I think that's the proper way for the United States government to work, and the governor should have focused on that.

NORM COLEMAN: Wait. We're focused on this portion of the governor's statement. What the governor is also focused on is leadership in his statement.

And the fact is the Middle East is a mess.

The Israeli -- we're dealing with Israel right now where the prime minister, can he get a meeting with the president or not? This president had played 160 -- 160 fund-raisers, 100 rounds of golf, and perhaps he can't get a meeting with the Israeli prime minister?

Iran is a mess. Syria -- we subcontracted our Syrian policy to Kofi Annan. So, this is -- the statement of Gov. Romney wasn't just about condemning or saying that we should have stood up for American values.

He talked about the failure of American leadership.

And, Ambassador, is the Middle East doing much better today than it was four years ago? I don't think so. I don't think Egypt is doing better. I don't think that Iran is further away from having a nuclear weapon. I don't think the Israeli prime minister is more confident in American support.

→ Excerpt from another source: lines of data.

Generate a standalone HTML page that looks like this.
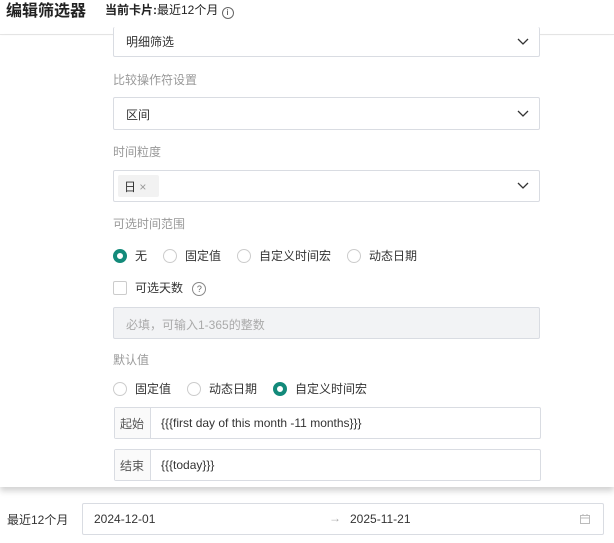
<!DOCTYPE html>
<html><head><meta charset="utf-8"><style>
*{box-sizing:border-box;margin:0;padding:0}
body{width:614px;height:543px;background:#fff;font-family:"Liberation Sans","Noto Sans CJK SC",sans-serif;font-size:12px;color:#333;position:relative;overflow:hidden}
.a{position:absolute}
.box{position:absolute;left:113px;width:427px;border:1px solid #d9dce2;border-radius:2px;background:#fff}
.lbl{position:absolute;left:113px;color:#999;font-size:12px}
.chev{position:absolute;right:10px;top:50%;margin-top:-5px}
.radio{display:inline-block;width:14px;height:14px;border:1px solid #ccc;border-radius:50%;vertical-align:-3px;margin-right:8px;background:#fff}
.radio.on{border:4px solid #138a7a}
.rg span.t{margin-right:16px;color:#333}
</style></head><body>
<div class="a" style="left:0;top:0;width:614px;height:35px;border-bottom:1px solid #e6e6e6"></div>
<div class="a" style="left:6px;top:-3px;font-size:16px;font-weight:bold;color:#222">编辑筛选器</div>
<div class="a" style="left:105px;top:1px;font-size:12px;color:#222"><b>当前卡片:</b>最近12个月 <span style="display:inline-block;width:12px;height:12px;border:1px solid #666;border-radius:50%;font-size:8px;text-align:center;line-height:10px;vertical-align:-1px">i</span></div>
<div class="a" style="left:0;top:36px;width:614px;height:451px;background:#fff;box-shadow:0 4px 6px rgba(0,0,0,0.18)"></div>

<div class="box" style="top:27px;height:30px;border-top:none"><span class="a" style="left:12px;top:6px">明细筛选</span><svg class="chev" width="12" height="10"><path d="M1 2l5 5 5-5" stroke="#333" fill="none" stroke-width="1.3"/></svg></div>
<div class="lbl" style="top:71px">比较操作符设置</div>
<div class="box" style="top:97px;height:33px"><span class="a" style="left:12px;top:8px">区间</span><svg class="chev" width="12" height="10"><path d="M1 2l5 5 5-5" stroke="#333" fill="none" stroke-width="1.3"/></svg></div>
<div class="lbl" style="top:143px">时间粒度</div>
<div class="box" style="top:170px;height:32px"><span class="a" style="left:4px;top:4px;width:41px;height:22px;background:#f2f2f2;border-radius:2px;padding:3px 0 0 6px">日 <span style="color:#999">×</span></span><svg class="chev" width="12" height="10"><path d="M1 2l5 5 5-5" stroke="#333" fill="none" stroke-width="1.3"/></svg></div>
<div class="lbl" style="top:215px">可选时间范围</div>
<div class="a rg" style="left:113px;top:247px"><span class="radio on"></span><span class="t">无</span><span class="radio"></span><span class="t">固定值</span><span class="radio"></span><span class="t">自定义时间宏</span><span class="radio"></span><span class="t">动态日期</span></div>
<div class="a" style="left:113px;top:279px"><span style="display:inline-block;width:14px;height:14px;border:1px solid #ccc;border-radius:2px;vertical-align:-3px;margin-right:8px"></span>可选天数 <span style="display:inline-block;width:14px;height:14px;border:1px solid #888;border-radius:50%;font-size:9px;text-align:center;line-height:12px;margin-left:6px;color:#666">?</span></div>
<div class="box" style="top:307px;height:32px;background:#f2f3f5"><span class="a" style="left:12px;top:8px;color:#aaa">必填，可输入1-365的整数</span></div>
<div class="lbl" style="top:351px">默认值</div>
<div class="a rg" style="left:113px;top:380px"><span class="radio"></span><span class="t">固定值</span><span class="radio"></span><span class="t">动态日期</span><span class="radio on"></span><span class="t">自定义时间宏</span></div>
<div class="box" style="top:407px;height:32px;left:114px;width:427px"><span class="a" style="left:0;top:0;width:36px;height:30px;border-right:1px solid #d9dce2;background:#fafafa;padding:7px 0 0 5px;color:#555">起始</span><span class="a" style="left:46px;top:8px">{{{first day of this month -11 months}}}</span></div>
<div class="box" style="top:449px;height:32px;left:114px;width:427px"><span class="a" style="left:0;top:0;width:36px;height:30px;border-right:1px solid #d9dce2;background:#fafafa;padding:7px 0 0 5px;color:#555">结束</span><span class="a" style="left:46px;top:8px">{{{today}}}</span></div>

<div class="a" style="left:7px;top:511px">最近12个月</div>
<div class="a" style="left:82px;top:503px;width:522px;height:32px;border:1px solid #d9dce2;border-radius:2px">
<span class="a" style="left:11px;top:8px">2024-12-01</span>
<span class="a" style="left:246px;top:7px;color:#aaa">→</span>
<span class="a" style="left:267px;top:8px">2025-11-21</span>
<svg class="a" style="left:496px;top:9px" width="12" height="12"><rect x="1.5" y="2.5" width="9" height="8" fill="none" stroke="#bbb"/><path d="M1.5 5h9M4 1v2M8 1v2" stroke="#bbb"/></svg>
</div>
</body></html>
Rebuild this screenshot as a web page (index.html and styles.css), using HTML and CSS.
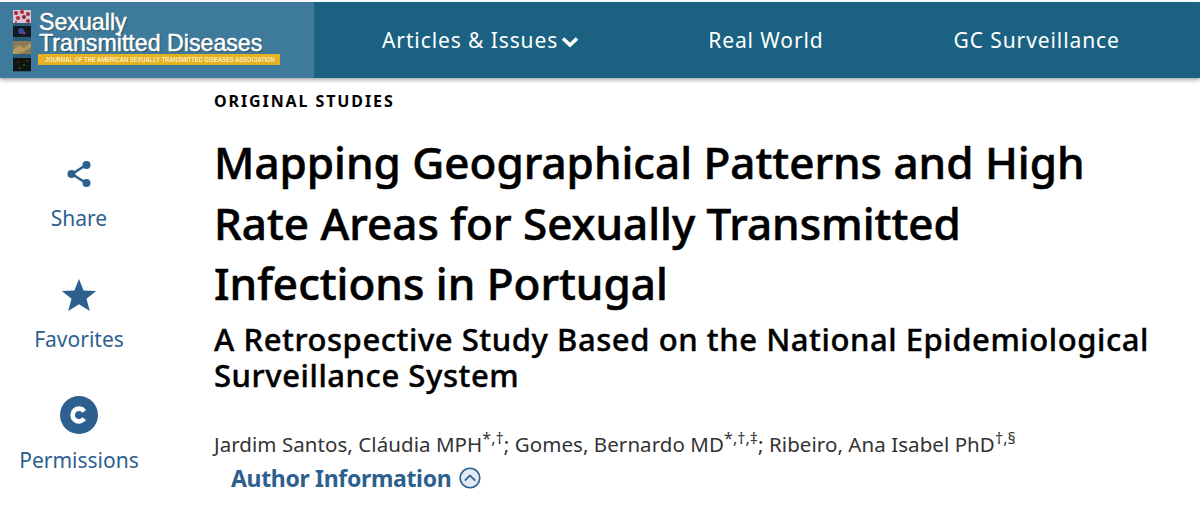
FILE: index.html
```html
<!DOCTYPE html>
<html lang="en">
  <head>
    <meta charset="UTF-8" />
    <meta name="viewport" content="width=device-width, initial-scale=1.0" />
    <title>Mapping Geographical Patterns and High Rate Areas</title>
    <link rel="stylesheet" href="styles.css">
  </head>
  <body>
    <header class="topbar">
      <a class="logo" href="#">
        <svg class="logo-thumbs" width="18" height="62" viewBox="0 0 18 62">
          <rect width="18" height="13" fill="#d9c3cf" />
          <circle cx="3" cy="3" r="2" fill="#a52a3c" />
          <circle cx="9" cy="2" r="2" fill="#b5283f" />
          <circle cx="15" cy="4" r="2" fill="#a52a3c" />
          <circle cx="5" cy="8" r="2" fill="#b5283f" />
          <circle cx="11" cy="7" r="2" fill="#8e2236" />
          <circle cx="15" cy="11" r="2" fill="#b5283f" />
          <circle cx="3" cy="12" r="1" fill="#a52a3c" />
          <rect y="16" width="18" height="11" fill="#14181f" />
          <circle cx="8" cy="21" r="3" fill="#2f4f9a" />
          <circle cx="11" cy="23" r="1.5" fill="#8a3f80" />
          <rect y="31" width="18" height="13" fill="#8d7a55" />
          <path d="M0 40 L6 35 L11 38 L18 33 L18 37 L10 42 L4 44 L0 44 Z" fill="#b39a5f" />
          <rect y="48" width="18" height="13" fill="#10160f" />
          <circle cx="5" cy="52" r="0.8" fill="#7c3a2a" />
          <circle cx="11" cy="55" r="0.8" fill="#3f7a3a" />
          <circle cx="14" cy="51" r="0.8" fill="#8a4a2a" />
          <circle cx="7" cy="58" r="0.8" fill="#3f7a3a" />
        </svg>
        <div class="logo-text">
          <div class="logo-name">Sexually<br />Transmitted Diseases</div>
          <div class="logo-tag"><span>JOURNAL OF THE AMERICAN SEXUALLY TRANSMITTED DISEASES ASSOCIATION</span></div>
        </div>
      </a>
      <nav class="nav">
        <a class="nav-link nav-first" href="#">Articles &amp; Issues<svg class="nav-chevron" width="18" height="12" viewBox="0 0 18 12">
            <path d="M2 2.5 L9 9 L16 2.5" fill="none" stroke="#fff" stroke-width="3.6" />
          </svg></a>
        <a class="nav-link nav-second" href="#">Real World</a>
        <a class="nav-link nav-third" href="#">GC Surveillance</a>
      </nav>
    </header>

    <div class="page">
      <aside class="tools">
        <a class="tool tool-share" href="#">
          <svg width="26" height="28" viewBox="0 0 26 28">
            <path d="M20 5 L6 14 L20 23" fill="none" stroke="#2d5f8f" stroke-width="2.6" />
            <circle cx="20.5" cy="5" r="4" fill="#2d5f8f" />
            <circle cx="5.5" cy="14" r="4" fill="#2d5f8f" />
            <circle cx="20.5" cy="23" r="4" fill="#2d5f8f" />
          </svg>
          <span>Share</span>
        </a>
        <a class="tool tool-fav" href="#">
          <svg width="36" height="34" viewBox="0 0 36 34">
            <path d="M18 1 L22.6 12.4 L35.2 13 L25.5 20.8 L28.8 33 L18 26.2 L7.2 33 L10.5 20.8 L0.8 13 L13.4 12.4 Z" fill="#2d5f8f" />
          </svg>
          <span>Favorites</span>
        </a>
        <a class="tool tool-perm" href="#">
          <svg width="38" height="38" viewBox="0 0 38 38">
            <circle cx="19" cy="19" r="19" fill="#2d5f8f" />
            <path d="M24.2 15.3 A6.4 6.4 0 1 0 24.2 22.7" fill="none" stroke="#fff" stroke-width="4.6" />
          </svg>
          <span>Permissions</span>
        </a>
      </aside>

      <main class="article">
        <div class="kicker">ORIGINAL STUDIES</div>
        <h1 class="title">Mapping Geographical Patterns and High Rate Areas for Sexually Transmitted Infections in Portugal</h1>
        <h2 class="subtitle">A Retrospective Study Based on the National Epidemiological Surveillance System</h2>
        <p class="authors">Jardim Santos, Cláudia MPH<sup>*,†</sup>; Gomes, Bernardo MD<sup>*,†,‡</sup>; Ribeiro, Ana Isabel PhD<sup>†,§</sup></p>
        <a class="author-info" href="#">Author Information
          <svg width="22" height="22" viewBox="0 0 22 22">
            <circle cx="11" cy="11" r="9.8" fill="#e3ecf5" stroke="#2d5f8f" stroke-width="1.6" />
            <path d="M5.8 13.6 L11 8.4 L16.2 13.6" fill="none" stroke="#2d5f8f" stroke-width="1.8" />
          </svg>
        </a>
      </main>
    </div>
  </body>
</html>
```

FILE: styles.css
```css
:root {
  --nav: #1b6282;
  --blue: #2d5f8f;
}

body {
  margin: 0;
  font-family: "Noto Sans", sans-serif;
  background: #fff;
  color: #000;
}

a {
  text-decoration: none;
}

.topbar {
  display: flex;
  height: 76px;
  margin-top: 2px;
  background: var(--nav);
  box-shadow: 0 2px 4px rgba(0, 0, 0, 0.35);
}

.logo {
  display: flex;
  flex: 0 0 314px;
  padding: 8px 0 0 13px;
  gap: 8px;
  box-sizing: border-box;
  background: #3d7a9b;
}

.logo-thumbs {
  flex: none;
  background: #2c5c78;
  filter: blur(0.4px);
}

.logo-text {
  padding-top: 2px;
}

.logo-name {
  font-family: "Liberation Sans", sans-serif;
  font-size: 23.2px;
  line-height: 21px;
  color: #fff;
  text-shadow: 1px 1px 1px rgba(0, 0, 0, 0.45);
  white-space: nowrap;
  -webkit-text-stroke: 0.5px #fff;
}

.logo-tag {
  width: 242px;
  height: 11px;
  margin-left: -1px;
  background: #e6b21f;
}

.logo-tag span {
  display: block;
  font-family: "Liberation Sans", sans-serif;
  font-size: 7.5px;
  font-weight: 700;
  line-height: 11px;
  color: #f7edc8;
  white-space: nowrap;
  margin-left: 7px;
  transform: scaleX(0.77);
  transform-origin: left center;
}

.nav {
  display: flex;
  align-items: center;
  flex: 1;
}

.nav-link {
  color: #fff;
  font-size: 21px;
  letter-spacing: 0.9px;
  white-space: nowrap;
}

.nav-first {
  margin-left: 68px;
}

.nav-second {
  margin-left: 129px;
}

.nav-third {
  margin-left: 130px;
}

.nav-chevron {
  margin-left: 3px;
}

.page {
  display: flex;
}

.tools {
  flex: 0 0 158px;
  display: flex;
  flex-direction: column;
  align-items: center;
  padding-top: 82px;
}

.tool {
  display: flex;
  flex-direction: column;
  align-items: center;
  color: var(--blue);
  font-size: 21px;
  line-height: 27px;
}

.tool-share {
  height: 118px;
  gap: 17px;
}

.tool-fav {
  height: 118px;
  gap: 14px;
}

.tool-perm {
  gap: 13px;
}

.article {
  margin-left: 56px;
  padding-top: 12px;
  min-width: 0;
  flex: 1;
}

.kicker {
  font-size: 16px;
  font-weight: 700;
  letter-spacing: 1.9px;
  line-height: 22px;
}

.title {
  margin: 20px 0 0;
  max-width: 900px;
  font-size: 44px;
  font-weight: 500;
  line-height: 60.5px;
  -webkit-text-stroke: 0.6px #000;
}

.subtitle {
  margin: 7px 0 0;
  font-size: 31px;
  font-weight: 500;
  letter-spacing: 0.56px;
  line-height: 36px;
  -webkit-text-stroke: 0.4px #000;
}

.authors {
  margin: 37px 0 0;
  font-size: 20.5px;
  letter-spacing: 0.06px;
  line-height: 28px;
  color: #333;
}

.authors sup {
  font-size: 16px;
  line-height: 0;
}

.author-info {
  display: flex;
  align-items: center;
  gap: 8px;
  margin: 4px 0 0 17px;
  font-size: 23px;
  font-weight: 700;
  letter-spacing: -0.33px;
  line-height: 32px;
  color: var(--blue);
}
```
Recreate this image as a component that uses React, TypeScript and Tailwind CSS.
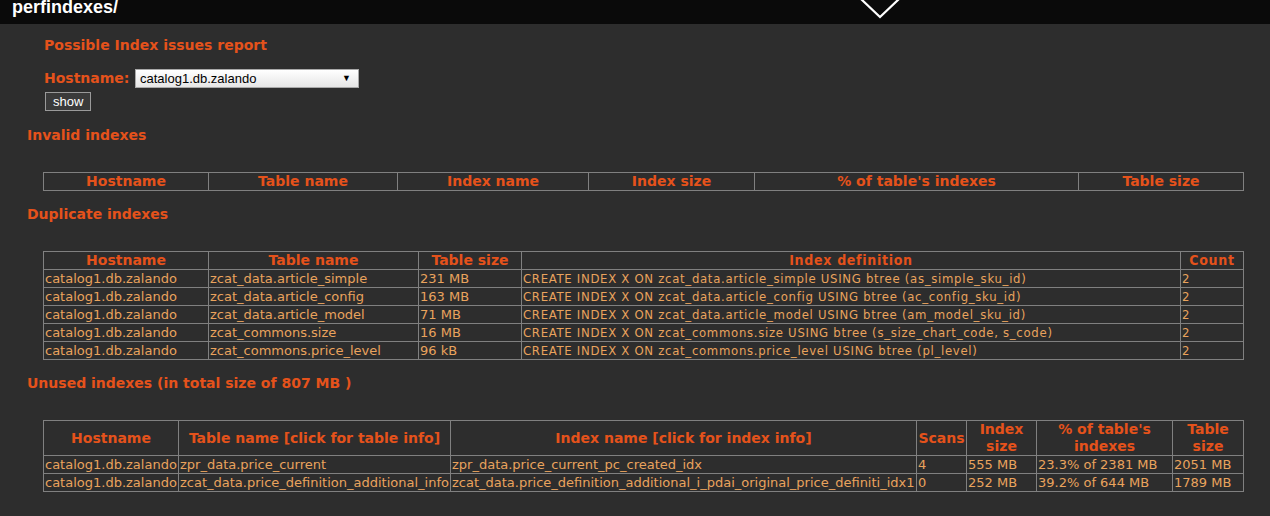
import React from "react";

const HOST = "catalog1.db.zalando";

const DUPLICATES = [
  ["zcat_data.article_simple", "231 MB", "CREATE INDEX X ON zcat_data.article_simple USING btree (as_simple_sku_id)", "2"],
  ["zcat_data.article_config", "163 MB", "CREATE INDEX X ON zcat_data.article_config USING btree (ac_config_sku_id)", "2"],
  ["zcat_data.article_model", "71 MB", "CREATE INDEX X ON zcat_data.article_model USING btree (am_model_sku_id)", "2"],
  ["zcat_commons.size", "16 MB", "CREATE INDEX X ON zcat_commons.size USING btree (s_size_chart_code, s_code)", "2"],
  ["zcat_commons.price_level", "96 kB", "CREATE INDEX X ON zcat_commons.price_level USING btree (pl_level)", "2"],
];

const UNUSED = [
  ["zpr_data.price_current", "zpr_data.price_current_pc_created_idx", "4", "555 MB", "23.3% of 2381 MB", "2051 MB"],
  [
    "zcat_data.price_definition_additional_info",
    "zcat_data.price_definition_additional_i_pdai_original_price_definiti_idx1",
    "0",
    "252 MB",
    "39.2% of 644 MB",
    "1789 MB",
  ],
];

const th = "border border-[#808080] text-[#e5521b] font-bold text-[14px] leading-[17px] text-center align-middle px-px";
const td = "border border-[#808080] text-[#e9a35d] text-[13px] leading-[17px] text-left px-px whitespace-nowrap overflow-hidden";
const cond = "font-['DejaVu_Sans_Condensed','DejaVu_Sans',sans-serif] [font-stretch:condensed] tracking-[0.7px]";

function Heading({ children, className = "" }: { children: React.ReactNode; className?: string }) {
  return <h3 className={`text-[#e5521b] font-bold text-[14px] leading-[17px] ${className}`}>{children}</h3>;
}

export default function App() {
  return (
    <div className="min-h-screen bg-[#2d2d2d] font-['DejaVu_Sans',sans-serif] overflow-hidden">
      {/* top bar */}
      <div className="h-6 bg-[#0a0a0a] relative overflow-hidden">
        <div className="pl-3 -mt-[5px] text-white font-bold text-[18px] leading-[24px] font-['Liberation_Sans',Arial,sans-serif]">
          perfindexes/
        </div>
        <svg className="absolute left-[858px] top-0" width="44" height="22" viewBox="0 0 44 22">
          <path d="M3 -1 L22 17 L41 -1" fill="none" stroke="#ffffff" strokeWidth="2.2" />
        </svg>
      </div>

      {/* form */}
      <div className="pl-[44px] pt-[13px]">
        <Heading>Possible Index issues report</Heading>
        <div className="flex items-center mt-[15px] h-[19px]">
          <span className="text-[#e5521b] font-bold text-[14px] leading-[17px] w-[91px]">Hostname:</span>
          <div className="w-[224px] h-[19px] border border-[#a9a9a9] bg-gradient-to-b from-white to-[#e6e6e6] flex items-center justify-between pl-[4px] pr-[7px] font-['Liberation_Sans',Arial,sans-serif] text-[13px] text-black">
            <span>{HOST}</span>
            <span className="text-[9px]">▼</span>
          </div>
        </div>
        <button className="mt-[4px] ml-px h-[19px] px-[7px] border border-[#9a9a9a] bg-[#3a3a3a] text-white text-[13px] leading-[15px] font-['Liberation_Sans',Arial,sans-serif]">
          show
        </button>
      </div>

      <div className="pl-[27px]">
        <Heading className="mt-[14px]">Invalid indexes</Heading>
        <table className="mt-[28px] ml-4 w-[1200px] table-fixed border-collapse">
          <colgroup>
            <col className="w-[165px]" />
            <col className="w-[189px]" />
            <col className="w-[191px]" />
            <col className="w-[166px]" />
            <col className="w-[324px]" />
            <col className="w-[165px]" />
          </colgroup>
          <thead>
            <tr>
              <th className={th}>Hostname</th>
              <th className={th}>Table name</th>
              <th className={th}>Index name</th>
              <th className={th}>Index size</th>
              <th className={th}>% of table's indexes</th>
              <th className={th}>Table size</th>
            </tr>
          </thead>
        </table>

        <Heading className="mt-[15px]">Duplicate indexes</Heading>
        <table className="mt-[28px] ml-4 w-[1200px] table-fixed border-collapse">
          <colgroup>
            <col className="w-[165px]" />
            <col className="w-[210px]" />
            <col className="w-[103px]" />
            <col className="w-[659px]" />
            <col className="w-[63px]" />
          </colgroup>
          <thead>
            <tr>
              <th className={th}>Hostname</th>
              <th className={th}>Table name</th>
              <th className={th}>Table size</th>
              <th className={`${th} ${cond}`}>Index definition</th>
              <th className={`${th} ${cond}`}>Count</th>
            </tr>
          </thead>
          <tbody>
            {DUPLICATES.map((r) => (
              <tr key={r[0]}>
                <td className={td}>{HOST}</td>
                <td className={td}>{r[0]}</td>
                <td className={td}>{r[1]}</td>
                <td className={`${td} ${cond}`}>{r[2]}</td>
                <td className={`${td} ${cond}`}>{r[3]}</td>
              </tr>
            ))}
          </tbody>
        </table>

        <Heading className="mt-[15px]">Unused indexes (in total size of 807 MB )</Heading>
        <table className="mt-[28px] ml-4 w-[1200px] table-fixed border-collapse">
          <colgroup>
            <col className="w-[135px]" />
            <col className="w-[272px]" />
            <col className="w-[466px]" />
            <col className="w-[50px]" />
            <col className="w-[70px]" />
            <col className="w-[136px]" />
            <col className="w-[71px]" />
          </colgroup>
          <thead>
            <tr>
              <th className={th}>Hostname</th>
              <th className={th}>Table name [click for table info]</th>
              <th className={th}>Index name [click for index info]</th>
              <th className={th}>Scans</th>
              <th className={th}>Index size</th>
              <th className={th}>% of table's indexes</th>
              <th className={th}>Table size</th>
            </tr>
          </thead>
          <tbody>
            {UNUSED.map((r) => (
              <tr key={r[1]}>
                <td className={td}>{HOST}</td>
                {r.map((c, i) => (
                  <td key={i} className={td}>
                    {c}
                  </td>
                ))}
              </tr>
            ))}
          </tbody>
        </table>
      </div>
    </div>
  );
}
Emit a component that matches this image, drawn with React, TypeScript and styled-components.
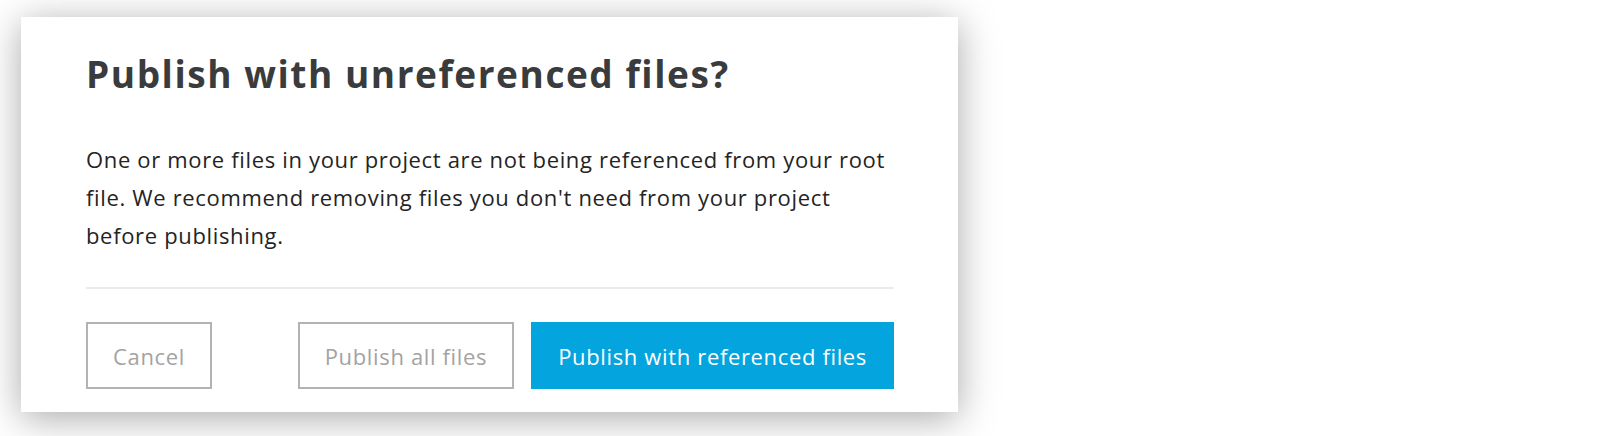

NICHOLAS BURNS: I don't think it's a proper -- or appropriate to somehow say that the United States government is in control of every event in the Middle East.

You can't ask the question, are -- is the Middle East better off four years ago today, or whenever, when the United States is one actor, albeit a very important one. Let's judge the administration fairly.

They got the Arab revolutions just about right. They did the right thing in Egypt. They certainly did the right thing in intervening in Libya.

And one of the cruel ironies here and a reason we shouldn't inject politics, in my view, is that we helped the Libyan people to gain their freedom. We were the ones who helped throw Gadhafi out.

And it was good to see the Libyan government make that statement today that they regretted this and apologized for it. It was very disappointing to see that Mohammed Morsi, the new president of Egypt, didn't apologize.

JUDY WOODRUFF: We're going to have to leave it there.

Gentlemen, we thank you both for being with us. Ambassador -- Ambassador Nicholas Burns, Senator Norm Coleman, we thank you both.